お釈迦様がその教えを説かれたから約500年の後、その教えはいろいろな解釈を経て、大きく二つの教えにまとまっていきます。それが上座部仏教と大乗仏教です。に現在の仏教はその歴史区分で言いますと上座部仏教と大乗仏教時代といえます。

上座部仏教はもともと保守的なグループを起源としていることでおわかりの通り、お釈迦様の教えや実践内容を純粋な形で継承していこうという仏教です。原始仏教に近い状態を保っている仏教だといえます。インドにおいて11のグループに分かれていた上座部系のグループもいろいろな変遷の後12世紀頃にはスリランカで1つの上座部仏教としてまとまり、それが主に東南アジアに伝わり、広がっていきました。

 

大乗仏教はもともと進歩的なグループがその起源ですから、お釈迦様の実践された形をより多様化していったことにその特徴があります。インドにおいて9のグループに分かれていた対主部系のグループも紀元前後には大乗仏教としてその姿がまとまり始め、さらに4世紀頃には2つのグループになっていきます。その大乗仏教は主に東アジアで広がり、天台系、浄土系、禅系、密教系の大きく4つに分かれていきました。

上座部仏教の経典(お経の全集)は一つ

上座部仏教を経典で見ますと、部派仏教時代の上座部系の『経』『律』『論』がパーリ語でまとめられた『パーリ経典』を用いています。現在は1つの上座部仏教としてまとまっていますので、経典も『パーリ経典』のみとなります。※確認しておきますが、「経典」のなかに、たくさんの『経』『律』『論』がまとめられた書物もがあるわけです。全集のようなものです。

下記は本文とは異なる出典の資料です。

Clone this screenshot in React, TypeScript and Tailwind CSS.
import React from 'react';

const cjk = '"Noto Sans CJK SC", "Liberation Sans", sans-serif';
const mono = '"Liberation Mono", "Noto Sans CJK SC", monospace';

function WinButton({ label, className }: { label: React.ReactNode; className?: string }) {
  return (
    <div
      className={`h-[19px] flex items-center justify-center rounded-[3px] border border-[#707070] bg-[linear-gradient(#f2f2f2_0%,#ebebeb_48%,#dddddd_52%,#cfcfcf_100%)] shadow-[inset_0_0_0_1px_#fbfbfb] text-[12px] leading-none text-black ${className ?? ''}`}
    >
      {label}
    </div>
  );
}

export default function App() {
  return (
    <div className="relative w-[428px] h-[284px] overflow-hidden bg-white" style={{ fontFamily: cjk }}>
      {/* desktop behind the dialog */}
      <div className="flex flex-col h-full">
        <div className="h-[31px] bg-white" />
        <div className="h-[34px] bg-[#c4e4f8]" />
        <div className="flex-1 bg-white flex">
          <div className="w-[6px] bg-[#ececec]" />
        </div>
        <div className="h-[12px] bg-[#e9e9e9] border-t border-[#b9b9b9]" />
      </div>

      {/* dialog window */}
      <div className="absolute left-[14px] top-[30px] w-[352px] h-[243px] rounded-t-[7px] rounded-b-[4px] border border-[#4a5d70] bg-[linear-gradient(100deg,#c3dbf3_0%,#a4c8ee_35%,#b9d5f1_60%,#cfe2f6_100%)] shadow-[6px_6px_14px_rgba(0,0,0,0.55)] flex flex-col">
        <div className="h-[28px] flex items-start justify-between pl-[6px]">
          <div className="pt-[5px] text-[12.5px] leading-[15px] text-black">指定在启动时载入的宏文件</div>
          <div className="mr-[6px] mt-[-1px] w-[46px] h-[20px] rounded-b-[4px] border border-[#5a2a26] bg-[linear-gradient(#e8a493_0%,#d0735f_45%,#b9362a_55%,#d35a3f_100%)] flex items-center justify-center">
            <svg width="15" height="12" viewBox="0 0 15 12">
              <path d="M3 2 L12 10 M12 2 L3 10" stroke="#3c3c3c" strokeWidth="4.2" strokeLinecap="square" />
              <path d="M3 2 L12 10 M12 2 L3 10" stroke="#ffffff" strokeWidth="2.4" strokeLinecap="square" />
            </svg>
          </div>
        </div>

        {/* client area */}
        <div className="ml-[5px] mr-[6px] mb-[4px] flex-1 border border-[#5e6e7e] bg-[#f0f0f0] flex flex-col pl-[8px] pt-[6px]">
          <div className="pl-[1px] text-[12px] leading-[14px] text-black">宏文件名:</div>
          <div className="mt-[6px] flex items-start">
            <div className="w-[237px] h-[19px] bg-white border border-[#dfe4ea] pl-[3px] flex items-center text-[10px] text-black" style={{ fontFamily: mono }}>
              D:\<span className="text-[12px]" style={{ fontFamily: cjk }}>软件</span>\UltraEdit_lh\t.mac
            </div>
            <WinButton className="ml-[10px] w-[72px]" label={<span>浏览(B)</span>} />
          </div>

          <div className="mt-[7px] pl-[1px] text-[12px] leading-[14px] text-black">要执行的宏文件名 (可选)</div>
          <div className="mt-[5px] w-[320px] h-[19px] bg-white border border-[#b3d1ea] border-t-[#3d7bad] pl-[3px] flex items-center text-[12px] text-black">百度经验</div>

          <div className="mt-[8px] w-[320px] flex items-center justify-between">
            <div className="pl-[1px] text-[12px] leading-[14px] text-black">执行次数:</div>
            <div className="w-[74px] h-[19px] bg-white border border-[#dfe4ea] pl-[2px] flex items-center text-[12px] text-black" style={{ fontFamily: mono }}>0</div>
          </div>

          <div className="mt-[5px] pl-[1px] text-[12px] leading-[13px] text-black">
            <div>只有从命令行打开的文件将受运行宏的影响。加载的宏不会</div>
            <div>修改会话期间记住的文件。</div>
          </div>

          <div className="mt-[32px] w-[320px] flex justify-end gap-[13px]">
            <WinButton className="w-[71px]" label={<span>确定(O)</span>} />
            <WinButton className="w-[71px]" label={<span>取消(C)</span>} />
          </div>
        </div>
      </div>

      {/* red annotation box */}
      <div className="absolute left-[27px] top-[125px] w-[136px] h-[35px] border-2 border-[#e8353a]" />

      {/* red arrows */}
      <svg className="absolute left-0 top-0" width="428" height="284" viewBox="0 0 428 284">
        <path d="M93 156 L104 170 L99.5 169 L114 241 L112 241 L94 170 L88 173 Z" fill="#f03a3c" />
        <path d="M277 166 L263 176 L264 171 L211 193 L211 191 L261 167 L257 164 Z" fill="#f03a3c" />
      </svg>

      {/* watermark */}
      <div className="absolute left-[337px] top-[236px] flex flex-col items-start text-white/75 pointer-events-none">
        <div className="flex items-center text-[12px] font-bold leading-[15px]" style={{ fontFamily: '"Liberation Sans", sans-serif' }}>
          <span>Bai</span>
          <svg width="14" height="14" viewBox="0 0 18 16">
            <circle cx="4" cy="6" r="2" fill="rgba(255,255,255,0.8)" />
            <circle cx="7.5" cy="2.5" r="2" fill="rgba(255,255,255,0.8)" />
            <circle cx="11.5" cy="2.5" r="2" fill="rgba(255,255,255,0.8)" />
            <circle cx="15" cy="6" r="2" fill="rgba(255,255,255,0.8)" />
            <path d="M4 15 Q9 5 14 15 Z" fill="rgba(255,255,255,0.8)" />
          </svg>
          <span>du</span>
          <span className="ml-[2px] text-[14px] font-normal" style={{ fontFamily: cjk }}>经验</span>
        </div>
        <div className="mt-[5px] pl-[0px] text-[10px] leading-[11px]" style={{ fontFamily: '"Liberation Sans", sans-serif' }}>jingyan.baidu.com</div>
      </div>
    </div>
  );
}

キリスト教の『聖書』やイスラム教の『コーラン』はご存じの通りこれからも書き加えられることはありません。『パーリ経典』もそれに似ています。ただし近代以降も「結集」が行われたようにその内容の再編纂を試みています。また『聖書』や『コーラン』は一冊ですが、『パーリ経典』は全15部、65巻から構成されています。

大乗仏教の経典(お経の全集)多数

一方、大乗仏教を経典で見ますと、大乗仏教の大きな基盤は紀元前後ころから1世紀の半ばにその原型の成立を見る『般若経典』です。有名な『般若心経』も『般若経典』のうちの1つです。

ただし大乗仏教はその特徴に多様化があります。その結果、経典も多様化していき、『経』が何部、『律』が何部、『論』が何部というようにいかなくなっていきます。そこで中国の南北朝時代に『一切経』(魏での呼び方)『大蔵経』(梁での呼び方)と呼ばれる『パーリ経典』のようなまとめられた形の経典の編纂が行われていきます。そして随や唐の時代には『経』『律』『論』あわせて1076部5048巻としています。ちなみに大正から昭和に10年かけて日本でまとめられた経典である『大正新脩大蔵経』には全部で31部、100巻の経典によって構成されています。

しかし残念ながら、大乗仏教の経典に関しては古代インドの言語(サンスクリット語やパーリ語)での経典は一部が伝えられているだけです。現在の大乗仏教の経典は漢訳とチベット語訳がその原本であるといえます。ちになみに法隆寺には現存最古のサンスクリット語で書かれた『般若心経』が伝えられております。『般若心経』ももとはインドで書かれたサンスクリット語なんですよね。

いずれにしてもお経は何部とか、何巻とか、何冊といったりとにかく八万四千の法といわれるように数え方も多種多様、とてもたくさんあると言うことはその通りなんです。